During a visit to Williams Formula One’s Oxfordshire, Business Secretary Lord Mandelson yesterday launched the publication of the “UK Composite Strategy” and announced a new £22m investment to further advance the development of “composite” materials.
The strategy sets out how Government will support the composites industry by building on previous measures to support this industry. A co-ordinated approach bringing together Government, the regions, industry, research institutes and academia will provide the focus needed to take full advantage of the commercial opportunities.
Composites are made from at least two materials that together produce a material with much improved properties than its constituent parts.
Increasingly used for their lightweight, super strength properties, they have been critical to recent British motor racing success and are also used in the manufacture of yachts, civil and military aircraft and will be used in offshore wind turbine blades.
The document estimates that the high-value composites market is currently worth about £1bn to the British economy. The UK offshore composite wind turbine blade and aerospace wing market alone could be worth £22bn by 2020 – highlighting composites’ low carbon credentials.

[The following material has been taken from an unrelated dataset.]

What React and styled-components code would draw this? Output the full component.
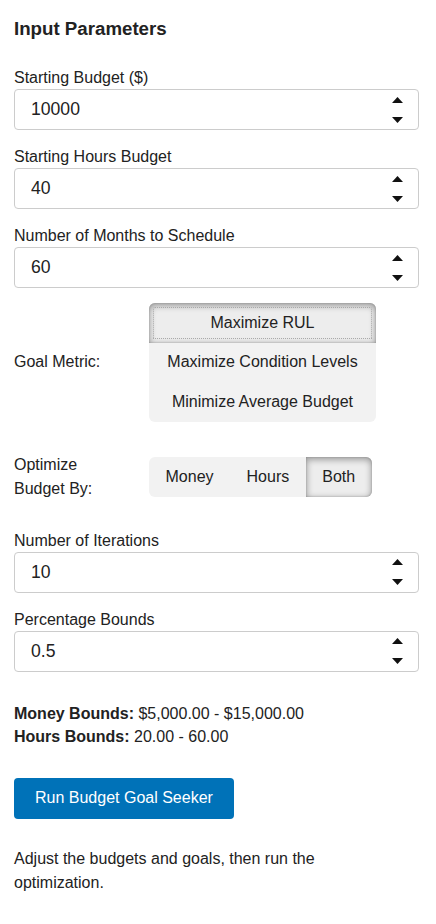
import React, { useState } from "react";
import styled, { createGlobalStyle, css } from "styled-components";

const Global = createGlobalStyle`
  html, body { margin: 0; padding: 0; background: #fff; }
  body { font-family: "Liberation Sans", Arial, sans-serif; color: #222; }
  * { box-sizing: border-box; }
`;

const Page = styled.div`
  width: 436px;
  padding: 18px 17px 20px 14px;
  display: flex;
  flex-direction: column;
`;

const Heading = styled.h2`
  margin: 0 0 28px 0;
  font-size: 18.7px;
  line-height: 22px;
  font-weight: bold;
  color: #222;
`;

const Field = styled.div`
  display: flex;
  flex-direction: column;
  margin-bottom: ${(p) => p.$mb || 17}px;
`;

const Label = styled.label`
  font-size: 16px;
  line-height: 20px;
  margin-bottom: 1px;
  color: #222;
`;

const InputBox = styled.div`
  display: flex;
  align-items: center;
  height: 41px;
  border: 1px solid #ccc;
  border-radius: 4px;
  background: #fff;
`;

const ValueInput = styled.input`
  flex: 1;
  min-width: 0;
  border: none;
  outline: none;
  background: transparent;
  font-family: "Liberation Sans", Arial, sans-serif;
  font-size: 17.6px;
  color: #222;
  padding: 0 0 0 16px;
  height: 100%;
`;

const Spinner = styled.div`
  width: 40px;
  height: 100%;
  display: flex;
  flex-direction: column;
  align-items: center;
  justify-content: center;
  gap: 14px;
  padding-right: 2px;
`;

const Arrow = ({ down }) => (
  <svg width="11" height="6" viewBox="0 0 11 6">
    {down ? (
      <polygon points="0,0 11,0 5.5,6" fill="#111" />
    ) : (
      <polygon points="0,6 11,6 5.5,0" fill="#111" />
    )}
  </svg>
);

const NumberField = ({ label, value, mb }) => {
  const [v, setV] = useState(value);
  return (
    <Field $mb={mb}>
      <Label>{label}</Label>
      <InputBox>
        <ValueInput value={v} onChange={(e) => setV(e.target.value)} />
        <Spinner>
          <Arrow />
          <Arrow down />
        </Spinner>
      </InputBox>
    </Field>
  );
};

const ChoiceRow = styled.div`
  display: grid;
  grid-template-columns: 115px auto;
  column-gap: 20px;
  align-items: center;
  justify-items: start;
  margin-bottom: ${(p) => p.$mb}px;
`;

const RowLabel = styled.div`
  font-size: 16px;
  line-height: 24px;
  color: #222;
`;

const Segments = styled.div`
  display: flex;
  flex-direction: ${(p) => (p.$vertical ? "column" : "row")};
  background: #f2f2f2;
  border-radius: 6px;
  ${(p) => p.$vertical && css`width: 227px;`}
`;

const SegButton = styled.button`
  border: none;
  background: transparent;
  font-family: "Liberation Sans", Arial, sans-serif;
  font-size: 16px;
  color: #222;
  line-height: 20px;
  border-radius: 0;
  cursor: pointer;
  padding: ${(p) => (p.$vertical ? "9.8px 8px" : "10px 16.5px")};
  ${(p) =>
    p.$vertical
      ? css`
          &:first-child { border-radius: 6px 6px 0 0; }
          &:last-child { border-radius: 0 0 6px 6px; }
        `
      : css`
          &:first-child { border-radius: 6px 0 0 6px; }
          &:last-child { border-radius: 0 6px 6px 0; }
        `}
  ${(p) =>
    p.$active &&
    css`
      background: #ededed;
      box-shadow: inset 0 2px 6px 1px rgba(0, 0, 0, 0.32),
        inset 0 0 2px rgba(0, 0, 0, 0.25);
    `}
  ${(p) =>
    p.$focus &&
    css`
      outline: 1px dotted #aaa;
      outline-offset: -5px;
    `}
`;

const Bounds = styled.div`
  font-size: 16px;
  line-height: 23px;
  color: #222;
  margin-bottom: 30px;
  b { font-weight: bold; }
`;

const RunButton = styled.button`
  align-self: flex-start;
  height: 41px;
  padding: 0 21px;
  border: none;
  border-radius: 4px;
  background: #0072b8;
  color: #fff;
  font-family: "Liberation Sans", Arial, sans-serif;
  font-size: 16px;
  cursor: pointer;
  margin-bottom: 28px;
`;

const Note = styled.p`
  margin: 0;
  font-size: 16px;
  line-height: 24px;
  color: #222;
  max-width: 330px;
`;

export default function App() {
  const [goal, setGoal] = useState("rul");
  const [by, setBy] = useState("both");
  const goals = [
    ["rul", "Maximize RUL"],
    ["cond", "Maximize Condition Levels"],
    ["avg", "Minimize Average Budget"],
  ];
  const bys = [
    ["money", "Money"],
    ["hours", "Hours"],
    ["both", "Both"],
  ];
  return (
    <>
      <Global />
      <Page>
        <Heading>Input Parameters</Heading>
        <NumberField label="Starting Budget ($)" value="10000" />
        <NumberField label="Starting Hours Budget" value="40" />
        <NumberField label="Number of Months to Schedule" value="60" mb={15} />

        <ChoiceRow $mb={31}>
          <RowLabel>Goal Metric:</RowLabel>
          <Segments $vertical>
            {goals.map(([k, t]) => (
              <SegButton
                key={k}
                $vertical
                $active={goal === k}
                $focus={goal === k}
                onClick={() => setGoal(k)}
              >
                {t}
              </SegButton>
            ))}
          </Segments>
        </ChoiceRow>

        <ChoiceRow $mb={30}>
          <RowLabel>Optimize Budget By:</RowLabel>
          <Segments>
            {bys.map(([k, t]) => (
              <SegButton key={k} $active={by === k} onClick={() => setBy(k)}>
                {t}
              </SegButton>
            ))}
          </Segments>
        </ChoiceRow>

        <NumberField label="Number of Iterations" value="10" />
        <NumberField label="Percentage Bounds" value="0.5" mb={30} />

        <Bounds>
          <b>Money Bounds:</b> $5,000.00 - $15,000.00
          <br />
          <b>Hours Bounds:</b> 20.00 - 60.00
        </Bounds>

        <RunButton>Run Budget Goal Seeker</RunButton>

        <Note>Adjust the budgets and goals, then run the optimization.</Note>
      </Page>
    </>
  );
}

Commenting on the strategy, Business Secretary Lord Mandelson was reported as saying: “Any modern economy is built on the ability to exploit the opportunities on offer by new and existing high value markets – such as composites.
“Today’s new strategy will help us to exploit the potential of composite materials which could help us lower carbon emissions, make cost savings by making things which last longer and boost our position globally making the UK the place to produce and develop composites”.
“Government has an irreplaceable role in ensuring that the right conditions are in place to support long term growth. This means investing in the country’s high-tech low carbon future including supporting and investing composites”.
The announced investment include:
– £16m for a new National Composites Centre in the Bristol area (£12m from central Government, £4m from the South West Regional Development Agency). The centre will work across all sectors with an interest in composites, with backing from industry. It will provide manufacturing facilities on an industrial scale, capable of building prototypes to validate design concepts and rapid manufacturing process.
– £5m for a new Technology Strategy Board’s “Grand Challenge” competition to develop new composites manufacturing techniques;
– £1m upfront funding to help develop challenge bids.